Former McCook mayor and Cook County Commissioner Jeff Tobolski has been recommended for a prison sentence of more than five years by federal prosecutors who filed a 12-page report Monday.
Tobolski, who pleaded guilty to an extortion conspiracy charge in September 2020, was originally scheduled to be sentenced this week by U.S. District Chief Judge Virginia Kendall. That sentencing date has since been moved to August 11.
Assistant U.S. Attorney Tiffany Ardam wrote in the court filing that “the sheer breadth of Tobolski’s corrupt schemes is staggering.” She said he “created a vast web of corruption” by enlisting others in his wrongdoing, and that he made jokes about the corruption.

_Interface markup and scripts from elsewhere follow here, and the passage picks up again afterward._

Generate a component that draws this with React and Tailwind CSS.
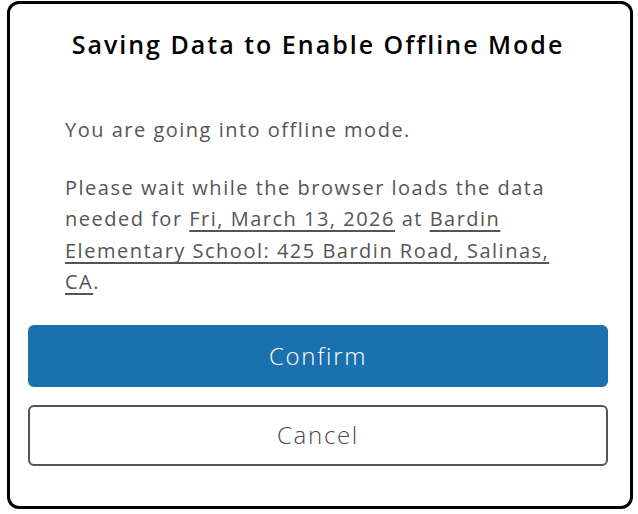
export default function App() {
  return (
    <div className="w-[638px] h-[514px] bg-white pl-[7px] pt-[1px]" style={{ fontFamily: '"Open Sans", "Noto Sans", sans-serif' }}>
      <div className="flex h-[508px] w-[626px] flex-col rounded-[12px] border-[3px] border-black bg-white pl-[18px] pr-[22px]">
        <h1 className="pt-[23px] text-center text-[25px] font-semibold leading-[34px] tracking-[2px] text-black">
          Saving Data to Enable Offline Mode
        </h1>
        <div className="mt-[53px] px-[37px] text-[20px] leading-[31.5px] tracking-[1.5px] text-[#555]">
          <p>You are going into offline mode.</p>
          <p className="mt-[26px] w-[510px]">
            Please wait while the browser loads the data needed for{' '}
            <span className="underline underline-offset-[4px] [text-decoration-skip-ink:none]">Fri, March 13, 2026</span> at{' '}
            <span className="underline underline-offset-[4px] [text-decoration-skip-ink:none]">Bardin Elementary School: 425 Bardin Road, Salinas, CA</span>.
          </p>
        </div>
        <div className="mt-[27px] flex flex-col gap-[18px]">
          <button className="h-[62px] rounded-[6px] bg-[#1a71ad] text-[24px] font-light tracking-[1.7px] text-white">Confirm</button>
          <button className="h-[61px] rounded-[6px] border-2 border-[#555] bg-white text-[24px] font-light tracking-[1.7px] text-[#4a4a4a]">Cancel</button>
        </div>
      </div>
    </div>
  )
}
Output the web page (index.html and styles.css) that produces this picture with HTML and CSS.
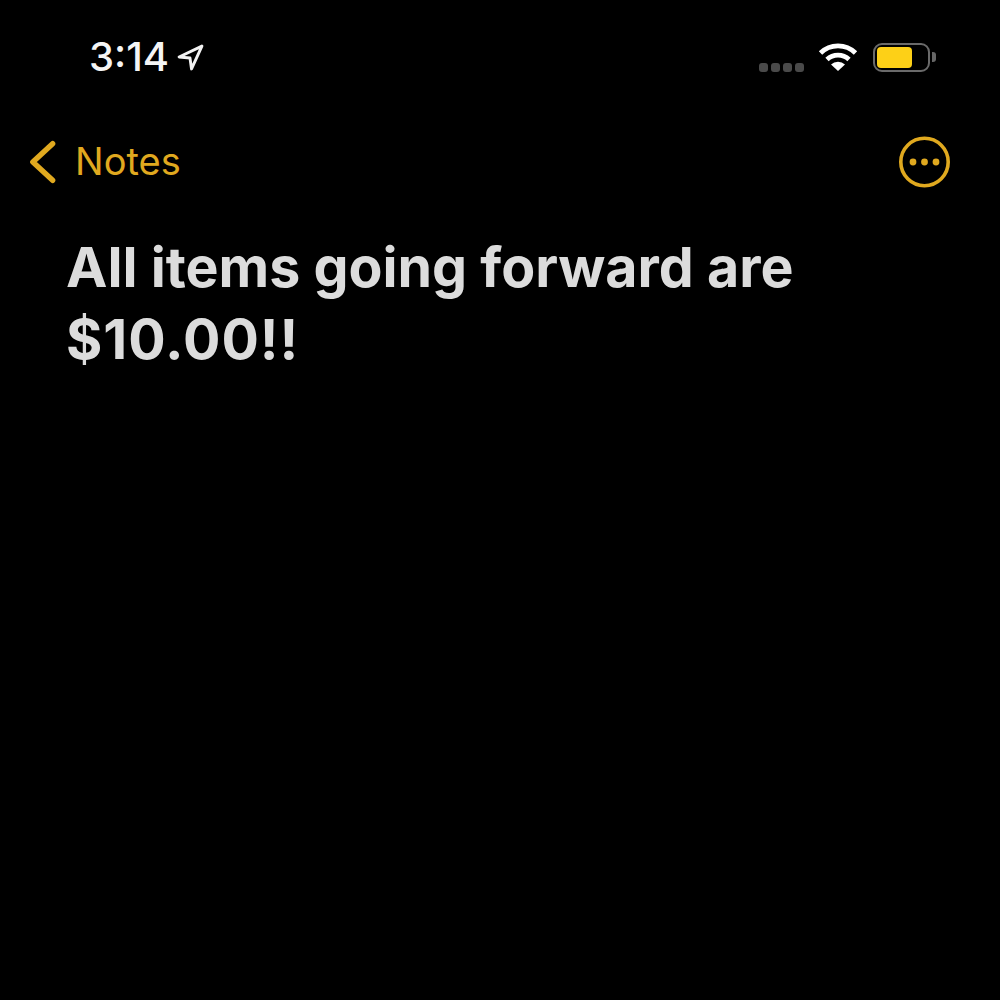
FILE: index.html
```html
<!DOCTYPE html>
<html lang="en">
<head>
<meta charset="utf-8">
<title>Notes</title>
<link rel="stylesheet" href="styles.css">
</head>
<body>
<div class="screen">
  <header class="status">
    <div class="status-left">
      <span class="time">3:14</span>
      <svg class="loc" viewBox="0 0 26 26"><path d="M24 2 L2 12.500 L12.500 13.500 L14 24 Z" fill="none" stroke="#f2f2f2" stroke-width="2.800" stroke-linejoin="round"/></svg>
    </div>
    <div class="status-right">
      <div class="signal"><i></i><i></i><i></i><i></i></div>
      <svg class="wifi" viewBox="0 0 40 28"><path d="M2.500 10 A25 25 0 0 1 37.500 10" fill="none" stroke="#fff" stroke-width="4.800"/><path d="M9 16.500 A16 16 0 0 1 31 16.500" fill="none" stroke="#fff" stroke-width="4.800"/><path d="M13 21.500 A10 10 0 0 1 27 21.500 L20 28 Z" fill="#fff"/></svg>
      <div class="battery"><div class="cell"><div class="charge"></div></div><div class="nub"></div></div>
    </div>
  </header>
  <nav class="nav">
    <div class="back">
      <svg class="chev" viewBox="0 0 28 44"><path d="M24.500 3 L4 22 L24.500 41" fill="none" stroke="#e0a91f" stroke-width="5.600" stroke-linecap="round" stroke-linejoin="round"/></svg>
      <span class="back-label">Notes</span>
    </div>
    <svg class="more" viewBox="0 0 52 52"><circle cx="26.500" cy="26" r="23.700" fill="none" stroke="#e0a91f" stroke-width="3.600"/><circle cx="15" cy="26" r="3.400" fill="#e0a91f"/><circle cx="26.500" cy="26" r="3.400" fill="#e0a91f"/><circle cx="38" cy="26" r="3.400" fill="#e0a91f"/></svg>
  </nav>
  <main class="note">
    <h1 class="title">All items going forward are<br><span class="price">$10.00!!</span></h1>
  </main>
</div>
</body>
</html>
```

FILE: styles.css
```css
html, body { margin: 0; padding: 0; background: #000; }
.screen {
  width: 1000px; height: 1000px; background: #000; overflow: hidden;
  font-family: Inter, "Liberation Sans", sans-serif;
}
.status {
  display: flex; justify-content: space-between; align-items: center;
  height: 56px; padding: 29px 64px 0 89px; box-sizing: content-box;
}
.status-left { display: flex; align-items: center; gap: 8px; }
.time { font-size: 40px; font-weight: 500; color: #f5f5f5; line-height: 56px; }
.loc { width: 27px; height: 27px; }
.status-right { display: flex; align-items: center; }
.signal { display: flex; gap: 3px; margin-right: 14px; margin-top: 20px; }
.signal i { display: block; width: 9px; height: 9px; border-radius: 3px; background: #4a4a4a; }
.wifi { width: 40px; height: 28px; margin-right: 15px; }
.battery { display: flex; align-items: center; }
.cell {
  width: 49px; height: 21px; padding: 2px; border: 2px solid #6a6a6a; border-radius: 9px;
  display: flex; box-sizing: content-box;
}
.charge { width: 35px; height: 21px; background: #fdd017; border-radius: 4px; }
.nub { width: 4px; height: 10px; background: #666; border-radius: 0 3px 3px 0; margin-left: 2px; }
.nav {
  display: flex; justify-content: space-between; align-items: center;
  height: 52px; padding: 51px 50px 0 29px; box-sizing: content-box;
}
.back { display: flex; align-items: center; gap: 19px; }
.chev { width: 27px; height: 44px; }
.back-label { font-size: 38px; font-weight: 400; color: #e0a91f; line-height: 44px; margin-bottom: 2px; }
.more { width: 52px; height: 52px; }
.note { padding: 43px 0 0 66px; }
.title {
  margin: 0; font-size: 55.500px; font-weight: 700; line-height: 72px; color: #dcdcdc;
}
.price { letter-spacing: 1px; }
```
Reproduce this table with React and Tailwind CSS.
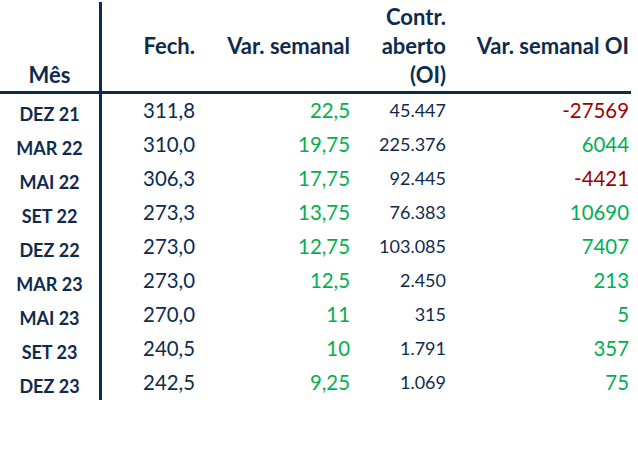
const rows = [
  { mes: 'DEZ 21', fech: '311,8', varSem: '22,5', oi: '45.447', varOi: '-27569' },
  { mes: 'MAR 22', fech: '310,0', varSem: '19,75', oi: '225.376', varOi: '6044' },
  { mes: 'MAI 22', fech: '306,3', varSem: '17,75', oi: '92.445', varOi: '-4421' },
  { mes: 'SET 22', fech: '273,3', varSem: '13,75', oi: '76.383', varOi: '10690' },
  { mes: 'DEZ 22', fech: '273,0', varSem: '12,75', oi: '103.085', varOi: '7407' },
  { mes: 'MAR 23', fech: '273,0', varSem: '12,5', oi: '2.450', varOi: '213' },
  { mes: 'MAI 23', fech: '270,0', varSem: '11', oi: '315', varOi: '5' },
  { mes: 'SET 23', fech: '240,5', varSem: '10', oi: '1.791', varOi: '357' },
  { mes: 'DEZ 23', fech: '242,5', varSem: '9,25', oi: '1.069', varOi: '75' },
];

export default function App() {
  return (
    <div
      className="h-[450px] w-[638px] bg-white pt-[2px] text-[#0f2b4c]"
      style={{ fontFamily: 'Lato, "Open Sans", sans-serif' }}
    >
      <div className="w-[631px]">
        {/* cabeçalho */}
        <div className="flex h-[92px] border-b-[3px] border-[#0f2b4c] text-[22px] font-bold leading-[29px]">
          <div className="w-[102px] border-r-[3px] border-[#0f2b4c] pt-[58px] text-center">Mês</div>
          <div className="w-[93px] pt-[29px] text-right">Fech.</div>
          <div className="w-[155px] pt-[29px] text-right">Var. semanal</div>
          <div className="w-[96px] text-right">
            Contr.
            <br />
            aberto
            <br />
            (OI)
          </div>
          <div className="w-[185px] pt-[29px] pr-[2px] text-right">Var. semanal OI</div>
        </div>

        {rows.map((r) => (
          <div key={r.mes} className="flex h-[34px] leading-[28px]">
            <div className="w-[102px] border-r-[3px] border-[#0f2b4c] pt-[6px] text-center text-[18px] font-bold">
              {r.mes}
            </div>
            <div className="w-[93px] pt-[1.5px] text-right text-[20.4px]">{r.fech}</div>
            <div className="w-[155px] pt-[1.5px] text-right text-[20.4px] text-[#00b050]">{r.varSem}</div>
            <div className="w-[96px] pt-[2px] text-right text-[18px]">{r.oi}</div>
            <div
              className={`w-[185px] pt-[1.5px] pr-[2px] text-right text-[20.4px] ${
                r.varOi.startsWith('-') ? 'text-[#a00000]' : 'text-[#00b050]'
              }`}
            >
              {r.varOi}
            </div>
          </div>
        ))}
      </div>
    </div>
  );
}
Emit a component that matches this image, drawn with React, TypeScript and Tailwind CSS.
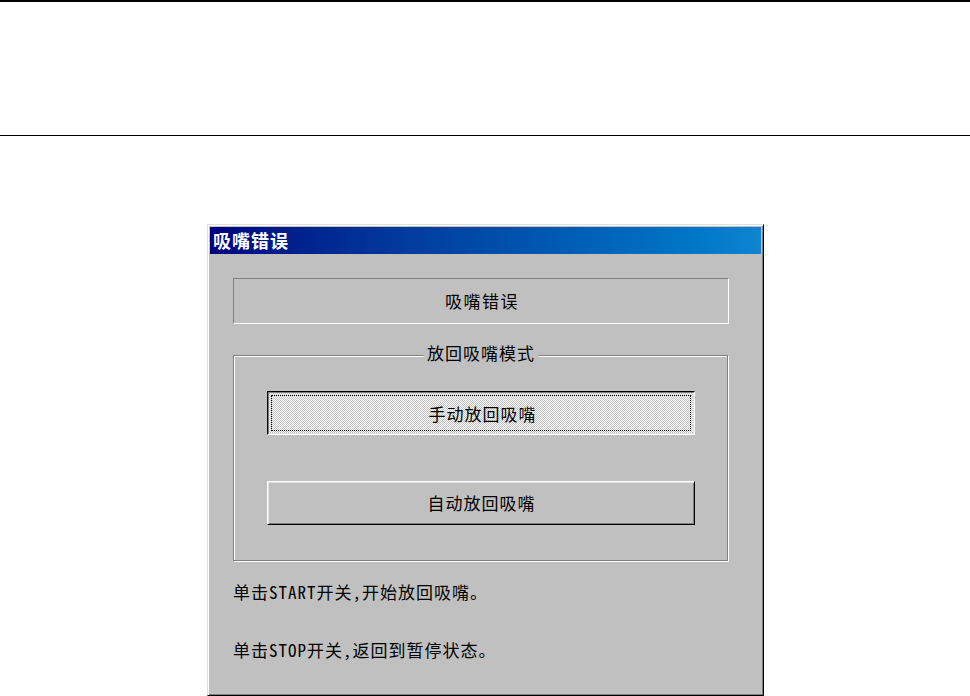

Ardam wrote that as mayor of McCook he “shamelessly shook down business owners repeatedly over the course of years.” He also “routinely asked for and accepted a wide variety of benefits, including cash, cigars, dinners, holiday gifts, sporting event tickets, and even free air-conditioning units.”
Tobolski agreed to work with federal prosecutors after his arrest, which may save him from years in prison. His guilty plea would make him eligible for a prison term of 11-14 years, per federal sentencing guidelines.
Ardam noted in her court filing that Tobolski testified “unprotected” before a grand jury and secretly recorded conversations for the feds.
After pleading guilty, Tobolski was joined by former McCook police chief Mario DePasquale, former state Sen. Martin Sandoval and Tobolski’s former chief of staff Patrick Doherty who were all charged with federal crimes.
Sandoval died later in 2020. But Doherty pleaded guilty in 2022, admitting to multiple corruption schemes that variously involved Tobolski, Sandoval and others. U.S. District Judge Ronald Guzman sentenced Doherty in 2023 to more than five years in prison.
In 2024, U.S. District Judge Elaine Bucklo sentenced DePasquale to a prison sentence of more than two years .
Earlier this year, Tobolski’s name came up during the bribery trial of state Sen. Emil Jones III. That trial, which ended with a hung jury, featured testimony from Omar Maani, a former red-light camera executive who helped the feds build cases against Tobolski and others.
Ardam’s filing Monday alleged that Tobolski once demanded a 10% kickback from Maani after Maani’s business was awarded a project in McCook. When Maani initially didn’t pay the bribe, Tobolski allegedly withheld payment of Maani’s invoices until the kickbacks were eventually paid in cash.
Tobolski took over as mayor of McCook in 2007 after the death of his father. He admitted in 2020 that he not only shook down a restaurant owner there, but that he’d engaged in other extortion and bribery schemes involving his two offices, agreeing to accept more than $250,000 “as part of criminal activity that involved more than five participants.”
Tobolski’s lawyers are expected to make their own sentencing recommendation this week.
He stepped down as mayor and commissioner in 2020 before the feds made their arrest. He was succeeded as mayor by Terry Carr and as county commissioner by Frank Aguilar.